─── GIVEN DATA ───

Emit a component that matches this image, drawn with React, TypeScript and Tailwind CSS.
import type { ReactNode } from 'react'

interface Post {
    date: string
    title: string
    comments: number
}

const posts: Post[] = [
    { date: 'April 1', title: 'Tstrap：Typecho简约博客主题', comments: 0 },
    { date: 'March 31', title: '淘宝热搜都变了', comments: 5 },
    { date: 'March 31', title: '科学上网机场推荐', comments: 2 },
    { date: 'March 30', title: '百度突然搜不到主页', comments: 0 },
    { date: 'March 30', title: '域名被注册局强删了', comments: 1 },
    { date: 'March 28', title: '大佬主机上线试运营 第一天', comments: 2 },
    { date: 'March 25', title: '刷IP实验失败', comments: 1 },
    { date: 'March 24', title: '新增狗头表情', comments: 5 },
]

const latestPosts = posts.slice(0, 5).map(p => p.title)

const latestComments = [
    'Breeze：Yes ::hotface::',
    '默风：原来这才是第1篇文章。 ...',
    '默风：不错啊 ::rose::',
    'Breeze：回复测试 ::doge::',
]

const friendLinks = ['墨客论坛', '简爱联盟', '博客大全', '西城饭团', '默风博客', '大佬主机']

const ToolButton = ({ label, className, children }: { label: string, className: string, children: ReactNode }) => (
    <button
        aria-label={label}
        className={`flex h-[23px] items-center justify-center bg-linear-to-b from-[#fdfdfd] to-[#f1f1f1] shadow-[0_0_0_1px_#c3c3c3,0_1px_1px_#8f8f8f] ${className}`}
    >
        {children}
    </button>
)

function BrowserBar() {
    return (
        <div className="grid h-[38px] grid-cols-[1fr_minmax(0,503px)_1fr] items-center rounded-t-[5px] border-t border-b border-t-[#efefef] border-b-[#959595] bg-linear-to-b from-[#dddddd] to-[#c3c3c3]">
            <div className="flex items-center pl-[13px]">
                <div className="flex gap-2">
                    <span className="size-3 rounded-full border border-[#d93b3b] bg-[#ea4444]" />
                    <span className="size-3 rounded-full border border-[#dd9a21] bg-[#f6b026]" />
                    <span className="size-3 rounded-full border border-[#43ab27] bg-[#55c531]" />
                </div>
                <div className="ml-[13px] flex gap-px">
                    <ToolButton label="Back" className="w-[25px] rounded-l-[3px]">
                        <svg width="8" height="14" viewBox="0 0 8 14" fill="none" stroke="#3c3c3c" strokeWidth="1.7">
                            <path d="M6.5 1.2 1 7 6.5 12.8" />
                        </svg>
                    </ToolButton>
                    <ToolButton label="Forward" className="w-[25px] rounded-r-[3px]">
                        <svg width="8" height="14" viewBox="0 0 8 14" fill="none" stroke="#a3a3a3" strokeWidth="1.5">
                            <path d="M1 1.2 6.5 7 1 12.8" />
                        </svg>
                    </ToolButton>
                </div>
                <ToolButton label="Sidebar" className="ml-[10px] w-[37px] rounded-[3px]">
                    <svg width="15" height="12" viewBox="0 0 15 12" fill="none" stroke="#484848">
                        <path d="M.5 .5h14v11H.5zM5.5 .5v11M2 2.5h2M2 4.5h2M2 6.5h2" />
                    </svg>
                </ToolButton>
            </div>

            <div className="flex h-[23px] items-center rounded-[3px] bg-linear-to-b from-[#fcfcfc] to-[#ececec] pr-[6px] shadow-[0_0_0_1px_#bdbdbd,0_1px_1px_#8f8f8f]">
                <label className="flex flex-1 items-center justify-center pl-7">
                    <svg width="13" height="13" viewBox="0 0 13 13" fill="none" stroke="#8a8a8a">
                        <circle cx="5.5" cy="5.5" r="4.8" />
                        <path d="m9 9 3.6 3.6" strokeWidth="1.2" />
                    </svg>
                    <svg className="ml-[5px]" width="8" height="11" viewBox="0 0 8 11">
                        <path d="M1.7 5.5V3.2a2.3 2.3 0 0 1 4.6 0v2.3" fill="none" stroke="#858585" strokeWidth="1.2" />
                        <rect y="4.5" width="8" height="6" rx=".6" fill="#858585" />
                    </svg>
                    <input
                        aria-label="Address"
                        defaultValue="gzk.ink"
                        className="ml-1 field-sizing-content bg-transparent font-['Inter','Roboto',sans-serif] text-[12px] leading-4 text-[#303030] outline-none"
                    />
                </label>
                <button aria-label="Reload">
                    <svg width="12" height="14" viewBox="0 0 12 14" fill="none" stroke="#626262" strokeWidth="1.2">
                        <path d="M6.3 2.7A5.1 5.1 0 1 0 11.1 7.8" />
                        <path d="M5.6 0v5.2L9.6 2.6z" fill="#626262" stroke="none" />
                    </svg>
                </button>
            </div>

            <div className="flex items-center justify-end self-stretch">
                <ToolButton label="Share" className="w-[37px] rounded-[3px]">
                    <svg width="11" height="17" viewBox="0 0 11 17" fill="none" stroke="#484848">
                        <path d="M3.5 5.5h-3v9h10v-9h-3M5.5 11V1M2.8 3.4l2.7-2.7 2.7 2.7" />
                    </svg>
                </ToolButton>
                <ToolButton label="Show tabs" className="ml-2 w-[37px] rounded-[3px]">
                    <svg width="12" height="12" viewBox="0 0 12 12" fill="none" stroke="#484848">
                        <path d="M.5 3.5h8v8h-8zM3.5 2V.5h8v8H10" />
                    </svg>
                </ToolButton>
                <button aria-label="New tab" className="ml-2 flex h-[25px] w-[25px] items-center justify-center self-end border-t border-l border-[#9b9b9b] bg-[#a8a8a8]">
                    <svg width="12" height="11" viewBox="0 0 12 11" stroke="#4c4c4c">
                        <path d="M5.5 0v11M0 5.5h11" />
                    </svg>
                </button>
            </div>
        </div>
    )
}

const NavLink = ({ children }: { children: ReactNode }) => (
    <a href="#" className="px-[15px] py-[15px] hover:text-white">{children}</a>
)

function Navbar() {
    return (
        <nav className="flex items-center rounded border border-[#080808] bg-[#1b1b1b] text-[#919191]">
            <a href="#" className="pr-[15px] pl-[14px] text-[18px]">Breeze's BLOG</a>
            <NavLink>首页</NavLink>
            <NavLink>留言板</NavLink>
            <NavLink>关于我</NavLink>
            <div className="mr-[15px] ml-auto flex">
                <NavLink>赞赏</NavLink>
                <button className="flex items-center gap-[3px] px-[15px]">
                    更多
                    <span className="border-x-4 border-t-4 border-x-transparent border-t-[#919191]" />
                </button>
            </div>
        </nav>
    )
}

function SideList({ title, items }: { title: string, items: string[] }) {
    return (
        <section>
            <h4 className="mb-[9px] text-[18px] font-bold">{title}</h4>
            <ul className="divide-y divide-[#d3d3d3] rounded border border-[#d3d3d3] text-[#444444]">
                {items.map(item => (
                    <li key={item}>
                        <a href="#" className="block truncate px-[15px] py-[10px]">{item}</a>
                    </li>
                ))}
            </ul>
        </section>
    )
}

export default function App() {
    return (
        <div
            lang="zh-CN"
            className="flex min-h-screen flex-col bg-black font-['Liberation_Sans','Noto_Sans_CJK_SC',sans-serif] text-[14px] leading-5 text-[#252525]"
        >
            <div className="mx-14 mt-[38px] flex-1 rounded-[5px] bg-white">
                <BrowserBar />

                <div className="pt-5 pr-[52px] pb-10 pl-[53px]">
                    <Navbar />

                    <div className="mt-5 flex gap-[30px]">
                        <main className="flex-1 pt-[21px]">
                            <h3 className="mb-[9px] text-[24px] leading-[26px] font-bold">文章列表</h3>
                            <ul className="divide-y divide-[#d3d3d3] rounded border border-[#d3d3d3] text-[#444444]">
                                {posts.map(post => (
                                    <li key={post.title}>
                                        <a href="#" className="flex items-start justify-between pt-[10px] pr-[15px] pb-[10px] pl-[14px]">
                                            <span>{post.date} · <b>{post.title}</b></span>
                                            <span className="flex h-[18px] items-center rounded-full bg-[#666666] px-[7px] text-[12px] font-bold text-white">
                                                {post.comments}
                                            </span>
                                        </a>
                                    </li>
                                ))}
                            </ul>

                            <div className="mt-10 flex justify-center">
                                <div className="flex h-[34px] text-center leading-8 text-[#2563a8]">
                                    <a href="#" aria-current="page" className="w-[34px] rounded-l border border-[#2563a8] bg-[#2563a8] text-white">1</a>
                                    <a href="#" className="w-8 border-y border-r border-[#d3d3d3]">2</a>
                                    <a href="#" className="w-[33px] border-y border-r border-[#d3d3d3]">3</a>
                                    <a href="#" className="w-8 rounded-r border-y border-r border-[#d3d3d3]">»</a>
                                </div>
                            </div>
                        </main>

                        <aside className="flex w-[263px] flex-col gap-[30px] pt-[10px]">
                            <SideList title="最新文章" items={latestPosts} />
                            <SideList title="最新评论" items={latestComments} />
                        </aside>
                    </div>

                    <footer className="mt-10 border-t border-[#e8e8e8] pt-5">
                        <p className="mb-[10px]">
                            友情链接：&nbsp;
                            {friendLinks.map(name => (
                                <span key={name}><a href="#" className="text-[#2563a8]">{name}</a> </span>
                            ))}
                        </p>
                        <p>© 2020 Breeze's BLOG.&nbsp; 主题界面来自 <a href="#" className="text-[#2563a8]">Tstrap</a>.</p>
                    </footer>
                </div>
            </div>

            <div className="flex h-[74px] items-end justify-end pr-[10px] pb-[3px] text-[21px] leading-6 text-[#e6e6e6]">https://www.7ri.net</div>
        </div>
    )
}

───

THE PROBLEM: Only the lines from the first line of the material above through the line that contains "const latestPosts = posts.slice(0, 5).map(p" should be quoted, each one exactly.

RESPONSE TO THE EXERCISE:
Emit a component that matches this image, drawn with React, TypeScript and Tailwind CSS.
import type { ReactNode } from 'react'

interface Post {
    date: string
    title: string
    comments: number
}

const posts: Post[] = [
    { date: 'April 1', title: 'Tstrap：Typecho简约博客主题', comments: 0 },
    { date: 'March 31', title: '淘宝热搜都变了', comments: 5 },
    { date: 'March 31', title: '科学上网机场推荐', comments: 2 },
    { date: 'March 30', title: '百度突然搜不到主页', comments: 0 },
    { date: 'March 30', title: '域名被注册局强删了', comments: 1 },
    { date: 'March 28', title: '大佬主机上线试运营 第一天', comments: 2 },
    { date: 'March 25', title: '刷IP实验失败', comments: 1 },
    { date: 'March 24', title: '新增狗头表情', comments: 5 },
]

const latestPosts = posts.slice(0, 5).map(p => p.title)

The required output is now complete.